• TASK DESCRIPTION
Report each line of the data that has "index" somewhere in it.
** BEGIN INFORMATION PROVIDED **
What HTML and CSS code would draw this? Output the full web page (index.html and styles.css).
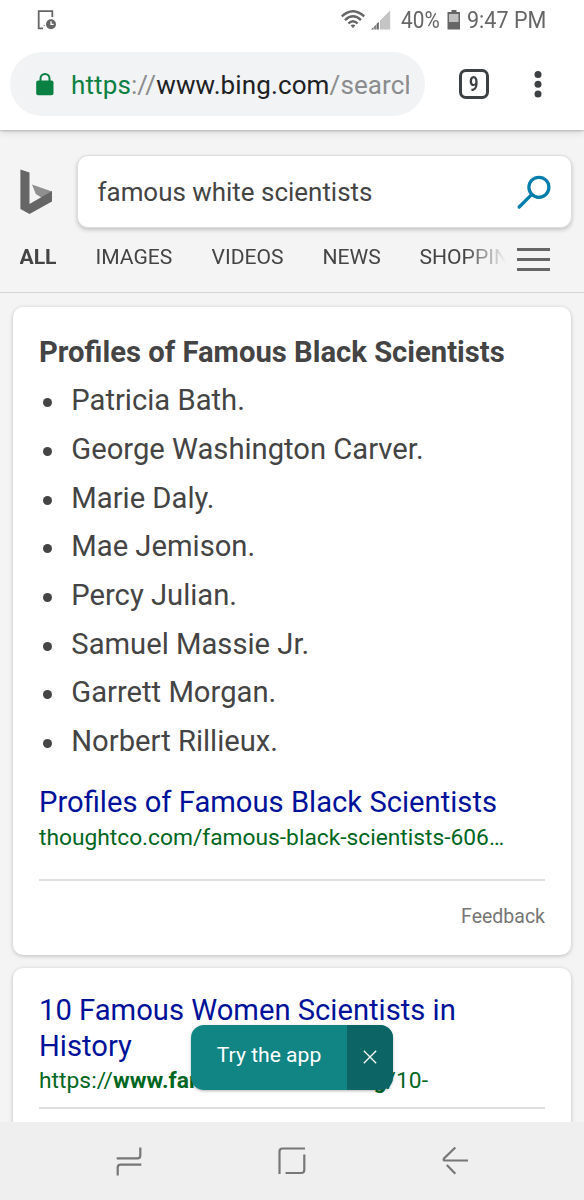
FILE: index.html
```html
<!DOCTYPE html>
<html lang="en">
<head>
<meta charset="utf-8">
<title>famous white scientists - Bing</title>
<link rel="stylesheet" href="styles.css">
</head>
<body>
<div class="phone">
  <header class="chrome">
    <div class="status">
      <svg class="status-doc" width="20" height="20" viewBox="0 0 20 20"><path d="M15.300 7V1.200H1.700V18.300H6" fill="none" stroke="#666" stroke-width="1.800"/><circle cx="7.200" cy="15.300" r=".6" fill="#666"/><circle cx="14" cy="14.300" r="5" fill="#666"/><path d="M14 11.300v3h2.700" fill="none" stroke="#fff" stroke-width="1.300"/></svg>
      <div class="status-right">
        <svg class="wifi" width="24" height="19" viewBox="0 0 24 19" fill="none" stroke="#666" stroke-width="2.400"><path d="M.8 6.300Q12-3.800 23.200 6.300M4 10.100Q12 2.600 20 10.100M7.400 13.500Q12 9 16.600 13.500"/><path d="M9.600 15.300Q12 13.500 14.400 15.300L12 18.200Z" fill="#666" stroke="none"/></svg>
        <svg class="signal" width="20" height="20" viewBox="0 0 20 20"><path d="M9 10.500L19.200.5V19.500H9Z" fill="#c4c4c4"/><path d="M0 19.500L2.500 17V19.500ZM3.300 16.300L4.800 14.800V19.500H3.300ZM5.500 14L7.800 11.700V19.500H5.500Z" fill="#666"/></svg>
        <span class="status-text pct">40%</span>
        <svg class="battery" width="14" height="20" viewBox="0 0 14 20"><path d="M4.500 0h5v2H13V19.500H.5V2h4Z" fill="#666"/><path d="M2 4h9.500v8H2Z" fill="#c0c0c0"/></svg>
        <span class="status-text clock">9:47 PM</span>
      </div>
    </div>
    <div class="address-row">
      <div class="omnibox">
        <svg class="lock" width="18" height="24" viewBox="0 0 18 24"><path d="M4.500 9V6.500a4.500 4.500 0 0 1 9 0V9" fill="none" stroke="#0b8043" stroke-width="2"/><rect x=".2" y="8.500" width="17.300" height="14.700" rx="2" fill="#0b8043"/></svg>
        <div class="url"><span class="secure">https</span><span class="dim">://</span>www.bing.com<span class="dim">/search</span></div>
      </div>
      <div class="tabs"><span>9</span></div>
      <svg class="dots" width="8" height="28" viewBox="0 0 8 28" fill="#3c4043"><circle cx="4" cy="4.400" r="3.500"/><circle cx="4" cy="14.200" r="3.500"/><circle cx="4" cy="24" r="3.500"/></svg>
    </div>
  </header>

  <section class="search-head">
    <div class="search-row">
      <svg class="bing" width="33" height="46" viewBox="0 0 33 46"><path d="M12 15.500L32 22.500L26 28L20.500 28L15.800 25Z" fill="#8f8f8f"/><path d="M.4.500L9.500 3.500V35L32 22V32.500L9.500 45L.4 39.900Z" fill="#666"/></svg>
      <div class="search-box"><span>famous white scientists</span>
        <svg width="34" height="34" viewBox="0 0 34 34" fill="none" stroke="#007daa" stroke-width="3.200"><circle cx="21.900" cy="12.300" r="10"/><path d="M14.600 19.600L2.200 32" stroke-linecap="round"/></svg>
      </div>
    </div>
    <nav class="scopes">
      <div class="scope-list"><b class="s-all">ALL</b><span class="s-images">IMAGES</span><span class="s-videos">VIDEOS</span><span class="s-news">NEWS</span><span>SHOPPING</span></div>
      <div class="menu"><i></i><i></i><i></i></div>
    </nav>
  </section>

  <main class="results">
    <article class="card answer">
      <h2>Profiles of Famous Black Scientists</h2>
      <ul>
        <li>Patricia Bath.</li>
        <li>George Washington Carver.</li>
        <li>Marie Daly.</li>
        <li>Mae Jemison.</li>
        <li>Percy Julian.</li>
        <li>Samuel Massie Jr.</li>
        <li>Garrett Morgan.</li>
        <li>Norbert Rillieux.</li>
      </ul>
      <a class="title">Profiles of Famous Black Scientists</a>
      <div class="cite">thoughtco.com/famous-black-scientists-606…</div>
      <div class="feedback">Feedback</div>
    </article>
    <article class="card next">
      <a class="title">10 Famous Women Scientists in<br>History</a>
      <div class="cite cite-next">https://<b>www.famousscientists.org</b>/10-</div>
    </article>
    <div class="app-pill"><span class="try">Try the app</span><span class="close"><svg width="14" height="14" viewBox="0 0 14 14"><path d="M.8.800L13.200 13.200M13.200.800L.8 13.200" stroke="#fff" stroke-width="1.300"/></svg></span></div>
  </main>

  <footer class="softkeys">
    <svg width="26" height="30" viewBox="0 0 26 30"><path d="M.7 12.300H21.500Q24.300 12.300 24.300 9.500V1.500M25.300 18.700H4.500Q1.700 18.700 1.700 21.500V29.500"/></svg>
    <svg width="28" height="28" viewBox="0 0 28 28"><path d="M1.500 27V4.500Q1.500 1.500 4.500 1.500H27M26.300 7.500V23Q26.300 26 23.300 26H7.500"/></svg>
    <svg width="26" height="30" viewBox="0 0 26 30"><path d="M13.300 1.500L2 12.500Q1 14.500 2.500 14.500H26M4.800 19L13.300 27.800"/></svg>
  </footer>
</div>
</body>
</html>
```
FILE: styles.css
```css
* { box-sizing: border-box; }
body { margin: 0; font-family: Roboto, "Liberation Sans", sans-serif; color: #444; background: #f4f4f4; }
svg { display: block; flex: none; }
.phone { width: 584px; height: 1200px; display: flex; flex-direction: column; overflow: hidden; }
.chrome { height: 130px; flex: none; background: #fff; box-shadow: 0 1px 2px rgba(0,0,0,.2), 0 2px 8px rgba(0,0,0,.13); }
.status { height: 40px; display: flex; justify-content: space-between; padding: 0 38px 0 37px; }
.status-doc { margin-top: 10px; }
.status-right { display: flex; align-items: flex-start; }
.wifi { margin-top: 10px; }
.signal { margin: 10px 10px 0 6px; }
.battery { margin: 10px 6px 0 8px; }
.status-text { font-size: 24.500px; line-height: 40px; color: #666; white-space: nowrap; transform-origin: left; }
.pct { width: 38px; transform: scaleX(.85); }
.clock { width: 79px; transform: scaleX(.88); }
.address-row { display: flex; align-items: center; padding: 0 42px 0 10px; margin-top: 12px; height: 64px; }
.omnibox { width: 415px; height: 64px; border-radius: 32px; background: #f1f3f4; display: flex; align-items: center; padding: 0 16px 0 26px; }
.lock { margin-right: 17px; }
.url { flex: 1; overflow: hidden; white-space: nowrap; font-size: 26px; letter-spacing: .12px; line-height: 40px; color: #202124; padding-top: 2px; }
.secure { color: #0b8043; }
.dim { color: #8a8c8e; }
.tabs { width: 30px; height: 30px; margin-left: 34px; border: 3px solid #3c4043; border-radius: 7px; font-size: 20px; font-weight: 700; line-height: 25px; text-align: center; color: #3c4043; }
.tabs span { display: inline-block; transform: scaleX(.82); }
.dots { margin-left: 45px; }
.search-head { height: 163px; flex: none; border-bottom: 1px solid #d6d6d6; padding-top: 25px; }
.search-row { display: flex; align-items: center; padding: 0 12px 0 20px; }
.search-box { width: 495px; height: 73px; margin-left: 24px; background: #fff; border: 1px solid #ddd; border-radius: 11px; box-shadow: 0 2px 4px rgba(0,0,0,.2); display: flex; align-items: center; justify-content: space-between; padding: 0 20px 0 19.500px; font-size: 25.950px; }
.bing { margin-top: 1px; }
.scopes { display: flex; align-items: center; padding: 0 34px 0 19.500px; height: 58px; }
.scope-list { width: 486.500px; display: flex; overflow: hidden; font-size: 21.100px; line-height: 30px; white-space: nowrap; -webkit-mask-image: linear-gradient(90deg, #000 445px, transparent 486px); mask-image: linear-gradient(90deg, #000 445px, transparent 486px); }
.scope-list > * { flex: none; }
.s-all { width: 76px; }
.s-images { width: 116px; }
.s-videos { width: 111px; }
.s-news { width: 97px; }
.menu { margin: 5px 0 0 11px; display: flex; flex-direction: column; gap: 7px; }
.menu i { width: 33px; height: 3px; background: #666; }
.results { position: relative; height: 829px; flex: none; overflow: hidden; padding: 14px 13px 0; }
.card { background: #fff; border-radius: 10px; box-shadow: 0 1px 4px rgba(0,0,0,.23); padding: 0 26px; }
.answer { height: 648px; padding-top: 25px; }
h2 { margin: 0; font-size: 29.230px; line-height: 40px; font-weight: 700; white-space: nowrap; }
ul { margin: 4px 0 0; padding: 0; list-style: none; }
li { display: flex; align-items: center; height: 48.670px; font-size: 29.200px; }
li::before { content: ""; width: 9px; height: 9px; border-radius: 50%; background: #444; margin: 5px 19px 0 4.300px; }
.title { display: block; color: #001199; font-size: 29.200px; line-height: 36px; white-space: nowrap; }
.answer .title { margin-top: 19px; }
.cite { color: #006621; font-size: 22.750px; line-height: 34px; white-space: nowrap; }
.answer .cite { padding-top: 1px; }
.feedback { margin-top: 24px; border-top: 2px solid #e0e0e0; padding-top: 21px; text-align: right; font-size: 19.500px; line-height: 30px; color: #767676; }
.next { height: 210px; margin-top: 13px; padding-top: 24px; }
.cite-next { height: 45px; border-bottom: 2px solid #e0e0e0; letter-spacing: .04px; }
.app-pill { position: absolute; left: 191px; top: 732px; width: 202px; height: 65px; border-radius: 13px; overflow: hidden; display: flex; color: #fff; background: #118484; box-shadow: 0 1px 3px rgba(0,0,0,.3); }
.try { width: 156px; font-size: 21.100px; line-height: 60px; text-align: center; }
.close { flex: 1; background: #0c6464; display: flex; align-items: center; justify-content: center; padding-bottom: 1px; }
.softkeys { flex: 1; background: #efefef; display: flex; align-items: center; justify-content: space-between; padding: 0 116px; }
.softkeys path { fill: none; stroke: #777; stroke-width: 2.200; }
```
** END INFORMATION PROVIDED **
• SOLUTION TO THIS TASK
What HTML and CSS code would draw this? Output the full web page (index.html and styles.css).
FILE: index.html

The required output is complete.